WHAT YOU NEED TO DO. Gather each line containing the string "that" from these entries.

DATA PROVIDED.
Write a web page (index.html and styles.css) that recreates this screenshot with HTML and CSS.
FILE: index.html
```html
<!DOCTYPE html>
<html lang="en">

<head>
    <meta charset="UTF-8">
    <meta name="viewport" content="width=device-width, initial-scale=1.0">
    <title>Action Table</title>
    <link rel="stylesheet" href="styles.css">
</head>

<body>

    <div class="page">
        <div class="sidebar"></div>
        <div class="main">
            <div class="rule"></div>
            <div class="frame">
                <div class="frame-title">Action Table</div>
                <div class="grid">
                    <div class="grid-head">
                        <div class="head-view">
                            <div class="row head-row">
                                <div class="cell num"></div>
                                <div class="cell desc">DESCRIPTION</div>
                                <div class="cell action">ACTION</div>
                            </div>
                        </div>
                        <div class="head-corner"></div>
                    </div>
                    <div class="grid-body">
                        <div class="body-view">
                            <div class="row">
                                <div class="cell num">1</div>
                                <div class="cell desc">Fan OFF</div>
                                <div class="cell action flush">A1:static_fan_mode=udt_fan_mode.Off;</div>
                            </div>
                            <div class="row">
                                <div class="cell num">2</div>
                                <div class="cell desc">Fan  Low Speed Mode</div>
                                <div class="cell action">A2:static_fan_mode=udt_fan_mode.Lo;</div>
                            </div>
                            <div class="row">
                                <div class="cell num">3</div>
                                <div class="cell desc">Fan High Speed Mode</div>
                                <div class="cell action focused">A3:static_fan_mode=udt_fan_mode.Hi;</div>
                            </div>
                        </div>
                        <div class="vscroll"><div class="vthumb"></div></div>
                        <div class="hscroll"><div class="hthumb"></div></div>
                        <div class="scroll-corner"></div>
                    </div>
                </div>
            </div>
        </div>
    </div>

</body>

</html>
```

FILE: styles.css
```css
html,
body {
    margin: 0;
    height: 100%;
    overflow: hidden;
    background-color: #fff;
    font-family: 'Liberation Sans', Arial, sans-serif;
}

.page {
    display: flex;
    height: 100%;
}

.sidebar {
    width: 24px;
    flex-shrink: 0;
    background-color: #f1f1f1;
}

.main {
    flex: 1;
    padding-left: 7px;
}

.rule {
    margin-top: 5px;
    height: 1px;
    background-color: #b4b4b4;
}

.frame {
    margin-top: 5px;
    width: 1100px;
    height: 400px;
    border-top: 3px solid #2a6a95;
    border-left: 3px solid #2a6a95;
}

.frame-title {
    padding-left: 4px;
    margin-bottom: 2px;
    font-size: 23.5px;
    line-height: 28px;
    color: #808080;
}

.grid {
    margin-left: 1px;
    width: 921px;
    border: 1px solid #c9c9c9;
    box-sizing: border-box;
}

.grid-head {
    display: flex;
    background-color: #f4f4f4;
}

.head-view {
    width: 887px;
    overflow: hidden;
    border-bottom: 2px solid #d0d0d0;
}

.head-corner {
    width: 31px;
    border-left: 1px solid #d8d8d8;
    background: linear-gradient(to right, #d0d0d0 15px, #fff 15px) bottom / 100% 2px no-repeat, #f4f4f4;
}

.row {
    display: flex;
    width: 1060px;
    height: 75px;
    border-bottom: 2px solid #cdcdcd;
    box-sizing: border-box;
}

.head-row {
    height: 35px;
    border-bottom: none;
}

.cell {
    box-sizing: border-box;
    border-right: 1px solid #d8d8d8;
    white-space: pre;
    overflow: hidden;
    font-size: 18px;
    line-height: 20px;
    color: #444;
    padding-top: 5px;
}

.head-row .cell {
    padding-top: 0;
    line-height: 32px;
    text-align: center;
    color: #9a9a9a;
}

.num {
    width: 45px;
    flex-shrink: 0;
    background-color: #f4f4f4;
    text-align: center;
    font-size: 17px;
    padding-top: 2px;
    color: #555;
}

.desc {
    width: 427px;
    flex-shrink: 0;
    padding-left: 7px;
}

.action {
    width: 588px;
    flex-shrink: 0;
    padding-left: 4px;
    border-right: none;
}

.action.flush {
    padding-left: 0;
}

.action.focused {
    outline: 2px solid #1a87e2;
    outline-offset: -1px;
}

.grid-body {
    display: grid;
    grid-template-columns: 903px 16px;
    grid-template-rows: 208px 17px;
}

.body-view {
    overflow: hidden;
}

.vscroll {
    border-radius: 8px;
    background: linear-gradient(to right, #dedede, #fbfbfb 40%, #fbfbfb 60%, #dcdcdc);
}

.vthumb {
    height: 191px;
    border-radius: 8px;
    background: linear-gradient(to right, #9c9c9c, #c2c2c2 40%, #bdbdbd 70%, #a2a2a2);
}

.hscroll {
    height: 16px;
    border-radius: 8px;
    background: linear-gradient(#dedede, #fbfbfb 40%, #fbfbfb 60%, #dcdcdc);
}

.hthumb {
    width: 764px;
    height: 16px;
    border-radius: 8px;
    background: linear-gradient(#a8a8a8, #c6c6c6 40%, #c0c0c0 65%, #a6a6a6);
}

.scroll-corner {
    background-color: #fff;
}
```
==
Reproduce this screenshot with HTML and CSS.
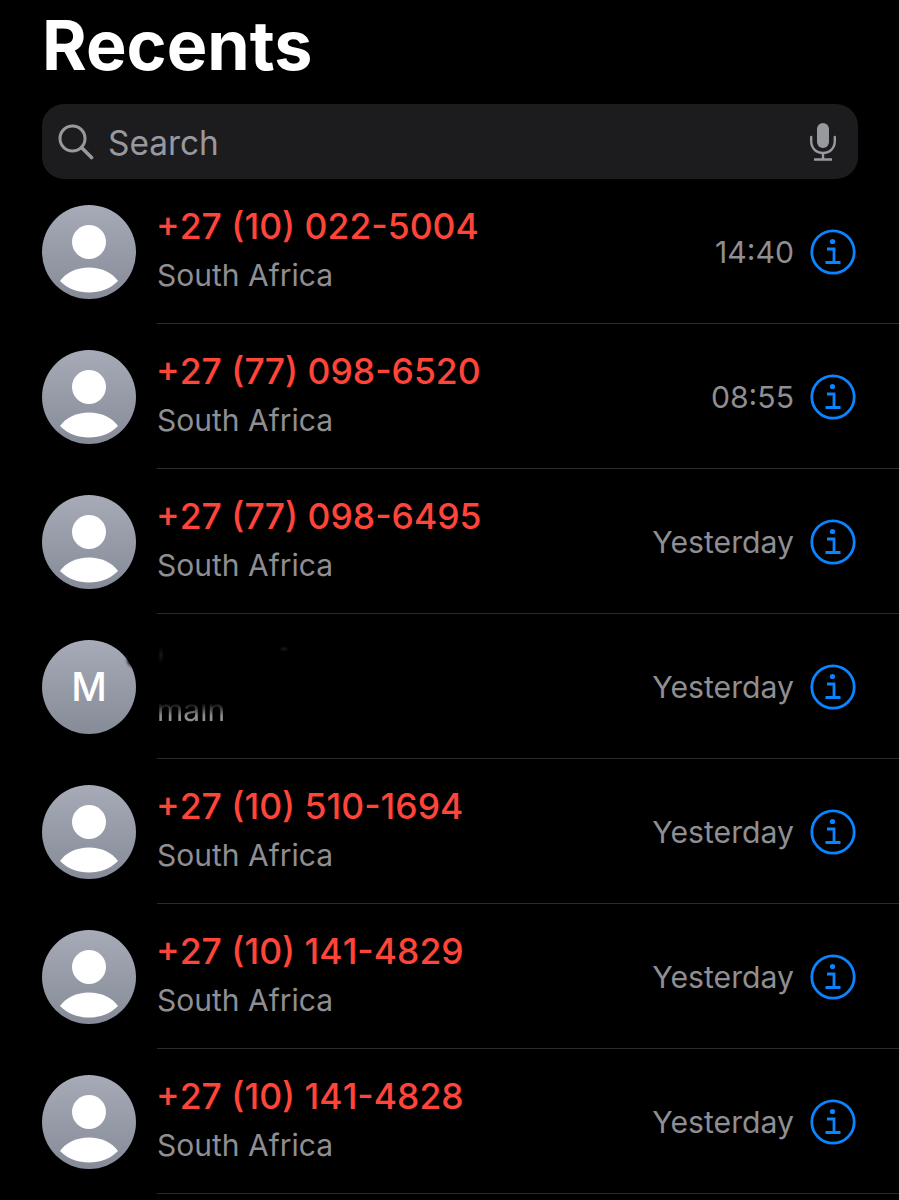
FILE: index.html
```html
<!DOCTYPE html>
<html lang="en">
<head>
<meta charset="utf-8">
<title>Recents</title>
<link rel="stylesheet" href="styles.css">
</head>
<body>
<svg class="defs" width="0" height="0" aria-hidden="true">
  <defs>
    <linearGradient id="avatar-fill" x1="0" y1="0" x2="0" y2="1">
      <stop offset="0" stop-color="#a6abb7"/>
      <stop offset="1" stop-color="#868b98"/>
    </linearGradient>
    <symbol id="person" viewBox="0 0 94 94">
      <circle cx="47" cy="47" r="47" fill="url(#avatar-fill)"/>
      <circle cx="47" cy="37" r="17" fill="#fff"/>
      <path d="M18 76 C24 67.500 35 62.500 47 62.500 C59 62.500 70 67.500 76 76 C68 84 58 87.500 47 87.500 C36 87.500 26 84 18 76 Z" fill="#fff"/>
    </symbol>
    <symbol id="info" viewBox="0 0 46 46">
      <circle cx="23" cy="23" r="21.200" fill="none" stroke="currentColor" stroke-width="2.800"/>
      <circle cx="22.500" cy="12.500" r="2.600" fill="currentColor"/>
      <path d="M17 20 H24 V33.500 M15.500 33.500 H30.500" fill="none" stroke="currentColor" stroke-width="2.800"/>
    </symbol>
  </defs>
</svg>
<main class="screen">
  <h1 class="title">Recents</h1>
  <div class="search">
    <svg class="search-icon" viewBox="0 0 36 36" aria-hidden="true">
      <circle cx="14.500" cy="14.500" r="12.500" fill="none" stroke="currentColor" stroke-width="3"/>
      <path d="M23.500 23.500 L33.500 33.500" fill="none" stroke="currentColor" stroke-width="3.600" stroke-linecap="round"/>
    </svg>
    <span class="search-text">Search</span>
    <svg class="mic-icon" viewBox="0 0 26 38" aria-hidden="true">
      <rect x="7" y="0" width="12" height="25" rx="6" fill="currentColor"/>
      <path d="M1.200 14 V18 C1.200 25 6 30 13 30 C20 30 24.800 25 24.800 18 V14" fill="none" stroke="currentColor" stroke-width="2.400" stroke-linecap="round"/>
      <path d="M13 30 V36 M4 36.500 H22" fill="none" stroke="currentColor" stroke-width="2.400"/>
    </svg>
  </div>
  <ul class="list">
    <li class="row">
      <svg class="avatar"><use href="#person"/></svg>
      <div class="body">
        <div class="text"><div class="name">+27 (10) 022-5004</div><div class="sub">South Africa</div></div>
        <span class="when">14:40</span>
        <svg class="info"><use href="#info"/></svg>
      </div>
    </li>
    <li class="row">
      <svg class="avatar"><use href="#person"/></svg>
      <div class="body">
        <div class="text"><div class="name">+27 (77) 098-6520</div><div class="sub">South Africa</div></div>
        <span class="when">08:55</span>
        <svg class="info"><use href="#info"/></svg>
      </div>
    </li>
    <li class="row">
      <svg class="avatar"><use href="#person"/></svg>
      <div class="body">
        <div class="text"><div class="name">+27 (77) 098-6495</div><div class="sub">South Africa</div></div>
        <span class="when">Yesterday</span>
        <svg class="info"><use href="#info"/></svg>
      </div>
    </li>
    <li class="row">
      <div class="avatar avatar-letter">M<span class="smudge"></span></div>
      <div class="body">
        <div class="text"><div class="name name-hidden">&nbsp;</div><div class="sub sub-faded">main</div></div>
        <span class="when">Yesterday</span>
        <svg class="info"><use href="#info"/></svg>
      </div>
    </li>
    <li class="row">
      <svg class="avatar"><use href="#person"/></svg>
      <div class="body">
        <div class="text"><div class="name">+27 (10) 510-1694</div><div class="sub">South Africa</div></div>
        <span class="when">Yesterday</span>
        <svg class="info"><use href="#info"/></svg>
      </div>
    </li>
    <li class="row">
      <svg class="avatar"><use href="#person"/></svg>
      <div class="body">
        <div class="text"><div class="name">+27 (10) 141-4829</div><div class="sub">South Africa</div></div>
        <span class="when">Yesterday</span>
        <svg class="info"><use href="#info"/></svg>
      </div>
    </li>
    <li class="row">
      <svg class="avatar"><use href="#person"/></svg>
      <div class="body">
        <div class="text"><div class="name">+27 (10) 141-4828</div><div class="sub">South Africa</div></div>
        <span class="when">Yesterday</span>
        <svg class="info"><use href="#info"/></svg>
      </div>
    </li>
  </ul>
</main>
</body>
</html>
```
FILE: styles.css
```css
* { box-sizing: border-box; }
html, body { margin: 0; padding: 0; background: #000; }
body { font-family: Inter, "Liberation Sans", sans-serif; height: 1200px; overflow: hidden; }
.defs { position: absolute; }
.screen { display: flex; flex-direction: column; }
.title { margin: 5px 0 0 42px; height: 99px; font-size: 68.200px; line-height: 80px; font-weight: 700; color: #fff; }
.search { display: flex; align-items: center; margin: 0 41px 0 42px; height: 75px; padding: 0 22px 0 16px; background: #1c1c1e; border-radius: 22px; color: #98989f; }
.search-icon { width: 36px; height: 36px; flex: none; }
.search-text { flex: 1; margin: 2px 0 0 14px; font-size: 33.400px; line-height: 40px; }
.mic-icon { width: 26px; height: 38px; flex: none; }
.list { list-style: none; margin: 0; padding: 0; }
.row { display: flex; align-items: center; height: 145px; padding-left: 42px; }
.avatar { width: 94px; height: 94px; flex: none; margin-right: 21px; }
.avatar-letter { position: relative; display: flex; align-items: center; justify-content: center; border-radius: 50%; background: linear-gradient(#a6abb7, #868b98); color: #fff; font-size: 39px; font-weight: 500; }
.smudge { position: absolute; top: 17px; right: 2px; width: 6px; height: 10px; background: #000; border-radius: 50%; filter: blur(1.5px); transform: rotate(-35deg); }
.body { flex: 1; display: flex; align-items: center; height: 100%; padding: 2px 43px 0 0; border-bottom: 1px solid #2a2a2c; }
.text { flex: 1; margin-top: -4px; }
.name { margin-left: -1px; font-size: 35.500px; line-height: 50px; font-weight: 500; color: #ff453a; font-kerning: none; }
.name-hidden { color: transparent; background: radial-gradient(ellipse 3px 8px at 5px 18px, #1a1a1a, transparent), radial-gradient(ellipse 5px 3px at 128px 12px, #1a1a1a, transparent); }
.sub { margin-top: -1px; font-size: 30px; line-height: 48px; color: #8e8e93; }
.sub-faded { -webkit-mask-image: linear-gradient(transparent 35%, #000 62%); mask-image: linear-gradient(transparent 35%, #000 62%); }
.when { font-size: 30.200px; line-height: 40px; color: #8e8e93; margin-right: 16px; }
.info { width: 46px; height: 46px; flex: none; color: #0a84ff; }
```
---
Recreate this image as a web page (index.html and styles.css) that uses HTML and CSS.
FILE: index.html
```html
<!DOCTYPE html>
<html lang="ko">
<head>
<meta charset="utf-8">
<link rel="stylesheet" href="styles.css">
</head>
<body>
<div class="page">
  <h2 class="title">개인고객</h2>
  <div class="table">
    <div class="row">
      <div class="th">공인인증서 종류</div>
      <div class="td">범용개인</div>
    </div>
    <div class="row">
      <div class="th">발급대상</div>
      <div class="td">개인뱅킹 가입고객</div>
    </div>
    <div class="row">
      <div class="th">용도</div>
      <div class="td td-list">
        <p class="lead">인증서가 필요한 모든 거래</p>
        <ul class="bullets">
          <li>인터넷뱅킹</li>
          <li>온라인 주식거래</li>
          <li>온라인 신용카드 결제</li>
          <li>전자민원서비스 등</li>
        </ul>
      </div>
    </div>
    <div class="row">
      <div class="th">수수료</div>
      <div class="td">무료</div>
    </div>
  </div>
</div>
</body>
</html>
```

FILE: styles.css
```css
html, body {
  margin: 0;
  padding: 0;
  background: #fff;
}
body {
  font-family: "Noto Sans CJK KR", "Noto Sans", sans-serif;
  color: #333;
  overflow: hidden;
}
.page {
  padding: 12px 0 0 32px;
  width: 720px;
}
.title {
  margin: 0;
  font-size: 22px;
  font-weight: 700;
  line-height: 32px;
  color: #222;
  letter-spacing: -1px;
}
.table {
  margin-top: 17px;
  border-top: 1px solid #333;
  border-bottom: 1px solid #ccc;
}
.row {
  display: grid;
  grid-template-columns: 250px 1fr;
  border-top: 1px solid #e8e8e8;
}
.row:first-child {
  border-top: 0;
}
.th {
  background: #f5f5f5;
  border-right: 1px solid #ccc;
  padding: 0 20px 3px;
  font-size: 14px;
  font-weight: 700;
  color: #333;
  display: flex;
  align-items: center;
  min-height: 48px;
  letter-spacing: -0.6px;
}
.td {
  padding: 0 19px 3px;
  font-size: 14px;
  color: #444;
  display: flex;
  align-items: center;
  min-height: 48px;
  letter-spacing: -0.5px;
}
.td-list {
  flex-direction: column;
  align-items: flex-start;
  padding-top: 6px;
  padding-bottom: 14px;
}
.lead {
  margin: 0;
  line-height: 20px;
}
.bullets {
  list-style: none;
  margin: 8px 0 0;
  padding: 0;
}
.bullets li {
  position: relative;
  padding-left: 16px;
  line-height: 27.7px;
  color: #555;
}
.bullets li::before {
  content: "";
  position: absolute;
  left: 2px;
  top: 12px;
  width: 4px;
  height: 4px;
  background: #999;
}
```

PROBLEM SOLUTION.
Write a web page (index.html and styles.css) that recreates this screenshot with HTML and CSS.
Recreate this image as a web page (index.html and styles.css) that uses HTML and CSS.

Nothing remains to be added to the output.